Let us take Dan Brown’s ridiculous charge that the Catholic Church murdered five million women as witches. A completely dispositional explanation would suggest that the Catholic Church simply wished to destroy whatever the so-called witches represented. It can then be persuasively argued by the conspiracy theorist that the Church desperately hoped and still aims to suppress something of the magnitude of an esoteric “sacred feminine.” (And, finally, in light of this argument, the astounding number of five million becomes strangely credible.)
I am not suggesting that we make excuses in a defensive and self-serving way. I have already posted on the Jesuit priest Friedrich Spee, whom Karl Rahner placed alongside Peter Claver and Francis Regis as models for modern Ignatian discipleship. In 1631, Spee risked his own safety by writing a treatise entitled Cautio Criminalis, in which he described contemporary witch trials. He wrote, “I confess that I myself have accompanied several women to their deaths in various places over the preceding years whose innocence even now I am so sure of that there could never be any effort and diligence too great that I would not undertake it in order to reveal this truth … One can easily guess what feelings were in my soul when I was present at such miserable deaths.” We should be ready to repent for what our brothers and sisters, united to us in baptism, did to innocent women (and men), for their actions surely do not have just an individual relevance.
And it is perhaps only in the context of a disarming willingness to repent that the Church can credibly bring up situational factors to contextualize both the past and present. The International Theological Commission’s Memory and Reconciliation said
As John Paul II observes, “an accurate historical judgment cannot prescind from careful study of the cultural conditioning of the times… Yet the consideration of mitigating factors does not exonerate the Church from the obligation to express profound regret for the weaknesses of so many of her sons and daughters…” The Church is “not afraid of the truth that emerges from history and is ready to acknowledge mistakes wherever they have been identified, especially when they involve the respect that is owed to individuals and communities. She is inclined to mistrust generalizations that excuse or condemn various historical periods. She entrusts the investigation of the past to patient, honest, scholarly reconstruction, free from confessional or ideological prejudices, regarding both the accusations brought against her and the wrongs she has suffered.”
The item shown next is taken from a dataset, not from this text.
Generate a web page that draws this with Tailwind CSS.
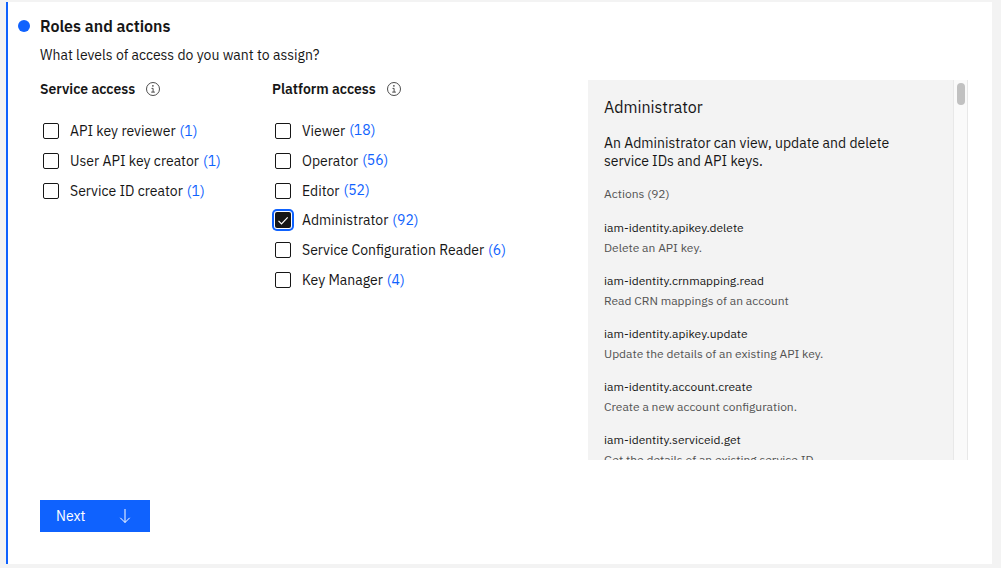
<!DOCTYPE html>
<html lang="en">
<head>
<meta charset="utf-8">
<meta name="viewport" content="width=device-width, initial-scale=1">
<title>Roles and actions</title>
<script src="https://cdn.jsdelivr.net/npm/@tailwindcss/browser@4"></script>
</head>
<body class="min-h-screen flex bg-[#f3f3f3] pt-[2px] pr-[9px] pb-1 pl-[6px] font-['IBM_Plex_Sans',Roboto,sans-serif] text-sm text-[#161616]">
<main class="flex-1 bg-white border-l-2 border-[#0f62fe] pl-8 pr-6 pt-3">
  <header>
    <div class="flex items-center gap-[10px] -ml-[22px]">
      <span class="size-3 rounded-full bg-[#0f62fe]"></span>
      <h1 class="text-base leading-6 font-semibold">Roles and actions</h1>
    </div>
    <p class="mt-[7px] leading-5">What levels of access do you want to assign?</p>
  </header>

  <div class="mt-[15px] grid grid-cols-[232fr_316fr_380fr] items-start">
    <section>
      <div class="flex items-center gap-[10px] h-[18px]">
        <h2 class="font-semibold">Service access</h2>
        <button type="button" aria-label="About service access" class="pb-px">
          <svg class="size-4 block" viewBox="0 0 16 16" fill="none" stroke="#393939" stroke-width="0.9"><circle cx="8" cy="8" r="6.500"/><path d="M6.500 7.400h1.600v3.700M6.200 11.100h3.700"/><circle cx="7.900" cy="4.900" r="0.800" fill="#393939" stroke="none"/></svg>
        </button>
      </div>
      <ul class="mt-[18px] h-[90px] grid auto-rows-fr pl-[3px]">
        <li class="flex items-center gap-1"><input id="s1" type="checkbox" class="appearance-none size-4 border border-[#161616] rounded-xs"><label for="s1" class="pl-[7px]">API key reviewer</label><a href="#" class="text-[#0f62fe] pb-px">(1)</a></li>
        <li class="flex items-center gap-1"><input id="s2" type="checkbox" class="appearance-none size-4 border border-[#161616] rounded-xs"><label for="s2" class="pl-[7px]">User API key creator</label><a href="#" class="text-[#0f62fe] pb-px">(1)</a></li>
        <li class="flex items-center gap-1"><input id="s3" type="checkbox" class="appearance-none size-4 border border-[#161616] rounded-xs"><label for="s3" class="pl-[7px]">Service ID creator</label><a href="#" class="text-[#0f62fe] pb-px">(1)</a></li>
      </ul>
    </section>

    <section>
      <div class="flex items-center gap-[10px] h-[18px]">
        <h2 class="font-semibold">Platform access</h2>
        <button type="button" aria-label="About platform access" class="pb-px">
          <svg class="size-4 block" viewBox="0 0 16 16" fill="none" stroke="#393939" stroke-width="0.9"><circle cx="8" cy="8" r="6.500"/><path d="M6.500 7.400h1.600v3.700M6.200 11.100h3.700"/><circle cx="7.900" cy="4.900" r="0.800" fill="#393939" stroke="none"/></svg>
        </button>
      </div>
      <ul class="mt-[18px] h-[179px] grid auto-rows-fr pl-[3px]">
        <li class="flex items-center gap-1"><input id="p1" type="checkbox" class="appearance-none size-4 border border-[#161616] rounded-xs"><label for="p1" class="pl-[7px]">Viewer</label><a href="#" class="text-[#0f62fe] pb-px">(18)</a></li>
        <li class="flex items-center gap-1"><input id="p2" type="checkbox" class="appearance-none size-4 border border-[#161616] rounded-xs"><label for="p2" class="pl-[7px]">Operator</label><a href="#" class="text-[#0f62fe] pb-px">(56)</a></li>
        <li class="flex items-center gap-1"><input id="p3" type="checkbox" class="appearance-none size-4 border border-[#161616] rounded-xs"><label for="p3" class="pl-[7px]">Editor</label><a href="#" class="text-[#0f62fe] pb-px">(52)</a></li>
        <li class="flex items-center gap-1">
          <span class="relative size-4">
            <input id="p4" type="checkbox" checked class="block appearance-none size-4 bg-[#161616] rounded-xs ring-2 ring-[#0f62fe] ring-offset-1">
            <svg class="absolute inset-0 size-4 pointer-events-none" viewBox="0 0 16 16" fill="none" stroke="#fff" stroke-width="1.2"><path d="M3.500 8.800l3 3 6.200-6.500"/></svg>
          </span>
          <label for="p4" class="pl-[7px]">Administrator</label><a href="#" class="text-[#0f62fe] pb-px">(92)</a></li>
        <li class="flex items-center gap-1"><input id="p5" type="checkbox" class="appearance-none size-4 border border-[#161616] rounded-xs"><label for="p5" class="pl-[7px]">Service Configuration Reader</label><a href="#" class="text-[#0f62fe] pb-px">(6)</a></li>
        <li class="flex items-center gap-1"><input id="p6" type="checkbox" class="appearance-none size-4 border border-[#161616] rounded-xs"><label for="p6" class="pl-[7px]">Key Manager</label><a href="#" class="text-[#0f62fe] pb-px">(4)</a></li>
      </ul>
    </section>

    <aside class="flex h-[380px] overflow-hidden bg-[#f3f3f3]">
      <div class="flex-1 px-4 pt-4">
        <h2 class="text-base leading-[22px]">Administrator</h2>
        <p class="mt-4 leading-[18px] max-w-[320px]">An Administrator can view, update and delete service IDs and API keys.</p>
        <p class="mt-4 text-xs leading-4 text-[#525252]">Actions (92)</p>
        <dl class="mt-4 grid gap-[13px] text-xs leading-5">
          <div><dt>iam-identity.apikey.delete</dt><dd class="text-[#525252]">Delete an API key.</dd></div>
          <div><dt>iam-identity.crnmapping.read</dt><dd class="text-[#525252]">Read CRN mappings of an account</dd></div>
          <div><dt>iam-identity.apikey.update</dt><dd class="text-[#525252]">Update the details of an existing API key.</dd></div>
          <div><dt>iam-identity.account.create</dt><dd class="text-[#525252]">Create a new account configuration.</dd></div>
          <div><dt>iam-identity.serviceid.get</dt><dd class="text-[#525252]">Get the details of an existing service ID.</dd></div>
        </dl>
      </div>
      <div class="w-[15px] bg-[#fafafa] border-x border-[#e8e8e8] pt-[3px] pl-[3px]">
        <div class="w-2 h-[22px] rounded-full bg-[#c1c1c1]"></div>
      </div>
    </aside>
  </div>

  <button type="button" class="mt-10 flex items-center justify-between w-[110px] h-8 pl-4 pr-[17px] bg-[#0f62fe] text-white">
    Next
    <svg class="size-4" viewBox="0 0 16 16" fill="none" stroke="#fff" stroke-width="1"><path d="M8 1v13.500M3.300 9.800l4.700 4.700 4.700-4.700"/></svg>
  </button>
</main>
</body>
</html>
The solution, then, to the fundamental attribution error behind conspiracy theorizing is to invite others to a “patient, honest, scholarly reconstruction, free from confessional or ideological prejudices,” which can then take proper account of “cultural conditioning” (as I hope that my post on Spee did). But I think that the only way to offer a credible invitation is to first openly embrace “the truth that emerges from history” and “acknowledge mistakes wherever they have been identified.” We have not always been willing to do this, lacking the courage of our late Holy Father.